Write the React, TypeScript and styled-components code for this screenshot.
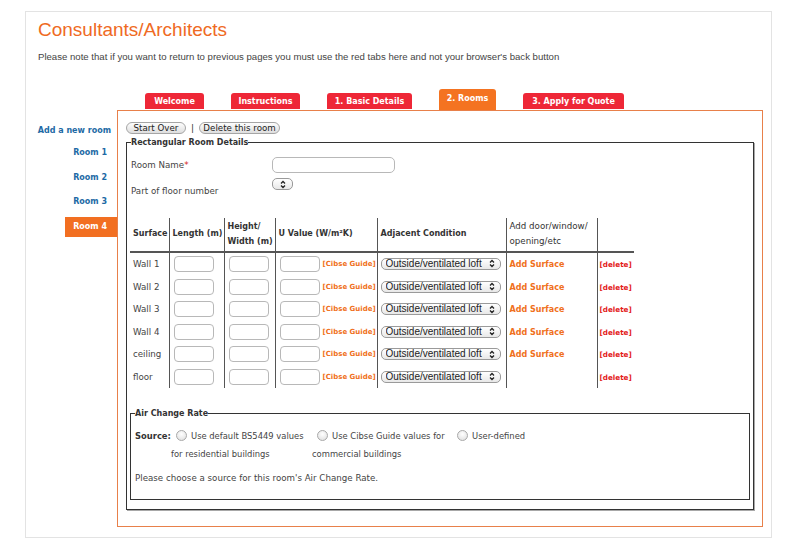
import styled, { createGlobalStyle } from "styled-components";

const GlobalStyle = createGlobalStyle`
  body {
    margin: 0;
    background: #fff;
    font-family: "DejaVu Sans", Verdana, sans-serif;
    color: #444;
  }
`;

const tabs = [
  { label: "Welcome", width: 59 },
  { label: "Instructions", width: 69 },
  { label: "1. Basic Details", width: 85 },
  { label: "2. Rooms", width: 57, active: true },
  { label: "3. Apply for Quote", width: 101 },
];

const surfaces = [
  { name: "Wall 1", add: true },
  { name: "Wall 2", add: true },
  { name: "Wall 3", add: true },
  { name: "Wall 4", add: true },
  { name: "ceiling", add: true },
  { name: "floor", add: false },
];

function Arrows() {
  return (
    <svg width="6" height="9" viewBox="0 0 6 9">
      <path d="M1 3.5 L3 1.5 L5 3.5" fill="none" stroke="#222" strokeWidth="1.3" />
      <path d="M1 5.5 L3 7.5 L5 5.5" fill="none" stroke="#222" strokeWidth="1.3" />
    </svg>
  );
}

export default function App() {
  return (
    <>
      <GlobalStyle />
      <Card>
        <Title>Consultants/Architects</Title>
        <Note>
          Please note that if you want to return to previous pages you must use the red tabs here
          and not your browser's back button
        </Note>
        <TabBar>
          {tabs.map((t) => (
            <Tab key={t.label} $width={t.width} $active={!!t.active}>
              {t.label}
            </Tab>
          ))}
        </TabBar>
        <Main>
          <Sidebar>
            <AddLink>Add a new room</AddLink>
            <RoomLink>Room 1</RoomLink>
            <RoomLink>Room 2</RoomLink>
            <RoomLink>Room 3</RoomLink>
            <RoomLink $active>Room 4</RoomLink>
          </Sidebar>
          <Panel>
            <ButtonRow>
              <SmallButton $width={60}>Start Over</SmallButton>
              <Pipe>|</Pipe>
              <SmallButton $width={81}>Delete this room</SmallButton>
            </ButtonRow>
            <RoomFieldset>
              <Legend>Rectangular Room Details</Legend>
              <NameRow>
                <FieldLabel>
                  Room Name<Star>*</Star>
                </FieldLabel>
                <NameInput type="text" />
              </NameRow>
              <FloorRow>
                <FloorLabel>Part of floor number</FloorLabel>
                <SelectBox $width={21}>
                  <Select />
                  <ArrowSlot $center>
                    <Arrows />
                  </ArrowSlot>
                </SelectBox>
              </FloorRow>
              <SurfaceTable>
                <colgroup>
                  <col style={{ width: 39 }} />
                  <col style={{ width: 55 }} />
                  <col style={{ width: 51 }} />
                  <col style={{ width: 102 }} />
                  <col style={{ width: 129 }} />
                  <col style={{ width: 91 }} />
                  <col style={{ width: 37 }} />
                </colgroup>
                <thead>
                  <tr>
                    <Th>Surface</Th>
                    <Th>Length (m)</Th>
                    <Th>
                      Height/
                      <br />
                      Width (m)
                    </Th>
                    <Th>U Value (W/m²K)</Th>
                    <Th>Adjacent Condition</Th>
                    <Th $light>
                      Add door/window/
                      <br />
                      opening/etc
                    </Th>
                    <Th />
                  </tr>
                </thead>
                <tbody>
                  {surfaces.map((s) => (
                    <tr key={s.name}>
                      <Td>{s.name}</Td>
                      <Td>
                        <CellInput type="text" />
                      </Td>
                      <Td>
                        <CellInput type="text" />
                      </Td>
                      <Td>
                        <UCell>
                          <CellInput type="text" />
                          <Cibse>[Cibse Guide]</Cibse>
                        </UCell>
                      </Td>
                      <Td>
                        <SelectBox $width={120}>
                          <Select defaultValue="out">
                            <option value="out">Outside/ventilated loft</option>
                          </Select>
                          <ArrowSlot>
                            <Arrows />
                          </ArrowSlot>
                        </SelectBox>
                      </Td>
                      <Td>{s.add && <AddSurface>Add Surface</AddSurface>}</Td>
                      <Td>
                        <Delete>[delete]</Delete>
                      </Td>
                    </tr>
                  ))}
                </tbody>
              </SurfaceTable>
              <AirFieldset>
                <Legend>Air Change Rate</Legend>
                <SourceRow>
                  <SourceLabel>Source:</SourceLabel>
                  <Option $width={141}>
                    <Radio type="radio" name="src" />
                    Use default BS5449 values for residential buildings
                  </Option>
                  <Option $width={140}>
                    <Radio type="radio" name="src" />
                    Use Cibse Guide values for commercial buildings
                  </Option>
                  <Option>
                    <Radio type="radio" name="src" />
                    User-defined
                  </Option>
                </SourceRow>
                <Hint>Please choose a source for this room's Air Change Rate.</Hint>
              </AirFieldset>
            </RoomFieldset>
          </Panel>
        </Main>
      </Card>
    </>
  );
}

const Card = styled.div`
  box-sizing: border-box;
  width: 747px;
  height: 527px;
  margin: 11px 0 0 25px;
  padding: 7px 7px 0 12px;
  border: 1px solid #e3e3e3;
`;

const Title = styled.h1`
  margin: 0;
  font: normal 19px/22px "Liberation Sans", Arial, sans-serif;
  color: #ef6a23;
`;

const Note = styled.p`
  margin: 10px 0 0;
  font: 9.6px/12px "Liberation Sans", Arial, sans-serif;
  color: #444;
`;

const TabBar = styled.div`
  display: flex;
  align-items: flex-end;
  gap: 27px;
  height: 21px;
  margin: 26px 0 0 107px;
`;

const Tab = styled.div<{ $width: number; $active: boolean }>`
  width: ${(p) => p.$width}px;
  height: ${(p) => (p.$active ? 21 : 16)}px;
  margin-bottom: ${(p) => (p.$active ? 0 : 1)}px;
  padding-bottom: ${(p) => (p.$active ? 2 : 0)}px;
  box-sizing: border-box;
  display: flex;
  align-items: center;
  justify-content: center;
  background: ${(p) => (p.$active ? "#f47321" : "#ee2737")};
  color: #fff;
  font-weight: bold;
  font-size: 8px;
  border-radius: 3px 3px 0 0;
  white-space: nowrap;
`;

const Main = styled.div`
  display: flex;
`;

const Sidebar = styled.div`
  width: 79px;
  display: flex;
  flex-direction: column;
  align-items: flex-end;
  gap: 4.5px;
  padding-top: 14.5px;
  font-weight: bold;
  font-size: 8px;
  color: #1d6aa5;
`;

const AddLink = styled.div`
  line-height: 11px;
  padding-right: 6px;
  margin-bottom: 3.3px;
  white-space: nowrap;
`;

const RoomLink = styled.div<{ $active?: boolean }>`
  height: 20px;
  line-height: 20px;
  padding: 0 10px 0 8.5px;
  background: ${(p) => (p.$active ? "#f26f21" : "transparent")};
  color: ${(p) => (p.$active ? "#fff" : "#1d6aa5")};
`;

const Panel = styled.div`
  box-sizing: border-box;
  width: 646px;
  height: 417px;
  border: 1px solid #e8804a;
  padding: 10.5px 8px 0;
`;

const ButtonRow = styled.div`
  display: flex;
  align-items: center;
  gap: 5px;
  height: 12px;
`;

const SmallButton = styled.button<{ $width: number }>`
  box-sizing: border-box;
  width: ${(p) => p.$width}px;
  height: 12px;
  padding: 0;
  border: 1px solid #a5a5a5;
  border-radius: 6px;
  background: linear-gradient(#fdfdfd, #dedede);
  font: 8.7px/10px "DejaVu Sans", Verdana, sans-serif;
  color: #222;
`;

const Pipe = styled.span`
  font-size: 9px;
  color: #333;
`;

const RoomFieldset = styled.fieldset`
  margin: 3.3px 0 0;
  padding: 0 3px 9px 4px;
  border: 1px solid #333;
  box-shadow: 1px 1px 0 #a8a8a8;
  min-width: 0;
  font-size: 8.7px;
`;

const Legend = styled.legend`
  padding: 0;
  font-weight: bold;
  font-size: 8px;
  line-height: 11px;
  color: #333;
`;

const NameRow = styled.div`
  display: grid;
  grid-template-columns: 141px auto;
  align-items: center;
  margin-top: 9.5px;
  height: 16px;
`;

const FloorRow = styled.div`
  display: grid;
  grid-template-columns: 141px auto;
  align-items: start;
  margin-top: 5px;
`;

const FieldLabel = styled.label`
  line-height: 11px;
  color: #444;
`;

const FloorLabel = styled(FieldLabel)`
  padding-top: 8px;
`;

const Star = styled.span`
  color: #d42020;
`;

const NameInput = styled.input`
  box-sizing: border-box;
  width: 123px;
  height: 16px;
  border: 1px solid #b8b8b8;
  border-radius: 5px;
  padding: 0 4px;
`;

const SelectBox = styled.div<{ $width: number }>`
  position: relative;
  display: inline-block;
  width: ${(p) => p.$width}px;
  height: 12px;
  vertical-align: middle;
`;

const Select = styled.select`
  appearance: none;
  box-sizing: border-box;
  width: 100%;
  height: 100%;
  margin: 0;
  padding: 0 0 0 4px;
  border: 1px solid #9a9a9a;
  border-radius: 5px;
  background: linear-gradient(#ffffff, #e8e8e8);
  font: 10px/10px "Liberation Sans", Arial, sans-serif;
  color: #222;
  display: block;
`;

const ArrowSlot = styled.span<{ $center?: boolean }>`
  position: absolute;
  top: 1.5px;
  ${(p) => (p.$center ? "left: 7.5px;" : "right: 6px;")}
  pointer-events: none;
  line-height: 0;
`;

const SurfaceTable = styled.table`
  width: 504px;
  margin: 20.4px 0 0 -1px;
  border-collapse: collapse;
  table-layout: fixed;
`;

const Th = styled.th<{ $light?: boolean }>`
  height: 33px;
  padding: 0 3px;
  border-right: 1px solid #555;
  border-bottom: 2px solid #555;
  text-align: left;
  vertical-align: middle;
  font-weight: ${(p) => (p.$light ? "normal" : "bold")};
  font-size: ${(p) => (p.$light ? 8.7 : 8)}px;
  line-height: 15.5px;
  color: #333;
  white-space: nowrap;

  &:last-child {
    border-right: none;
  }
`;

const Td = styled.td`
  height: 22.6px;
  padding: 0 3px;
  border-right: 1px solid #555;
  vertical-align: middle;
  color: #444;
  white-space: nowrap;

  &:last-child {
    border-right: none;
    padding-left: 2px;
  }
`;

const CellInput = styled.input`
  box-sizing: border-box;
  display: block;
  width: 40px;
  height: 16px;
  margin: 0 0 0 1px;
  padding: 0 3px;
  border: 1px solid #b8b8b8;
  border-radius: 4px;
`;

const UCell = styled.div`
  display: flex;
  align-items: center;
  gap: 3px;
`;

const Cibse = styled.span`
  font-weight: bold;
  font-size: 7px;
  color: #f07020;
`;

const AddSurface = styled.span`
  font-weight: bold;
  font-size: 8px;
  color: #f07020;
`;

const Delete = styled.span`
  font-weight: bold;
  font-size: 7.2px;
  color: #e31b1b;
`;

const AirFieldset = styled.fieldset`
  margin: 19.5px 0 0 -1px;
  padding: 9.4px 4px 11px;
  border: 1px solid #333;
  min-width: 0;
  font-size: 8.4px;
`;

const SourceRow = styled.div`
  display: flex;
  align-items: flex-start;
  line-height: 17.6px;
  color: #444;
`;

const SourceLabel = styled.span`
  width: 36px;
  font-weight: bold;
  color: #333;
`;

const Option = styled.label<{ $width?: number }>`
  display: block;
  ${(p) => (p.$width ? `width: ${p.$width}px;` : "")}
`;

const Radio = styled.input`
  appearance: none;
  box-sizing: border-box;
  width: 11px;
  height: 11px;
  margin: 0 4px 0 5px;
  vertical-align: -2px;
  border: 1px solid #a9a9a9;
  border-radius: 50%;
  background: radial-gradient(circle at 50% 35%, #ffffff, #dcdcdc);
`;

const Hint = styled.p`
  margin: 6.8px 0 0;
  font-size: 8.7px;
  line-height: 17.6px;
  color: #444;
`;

• [Task objective]: The answer is the number of lines in the preceding material that hold "this"; write that number and nothing else.

• [Written solution]: 3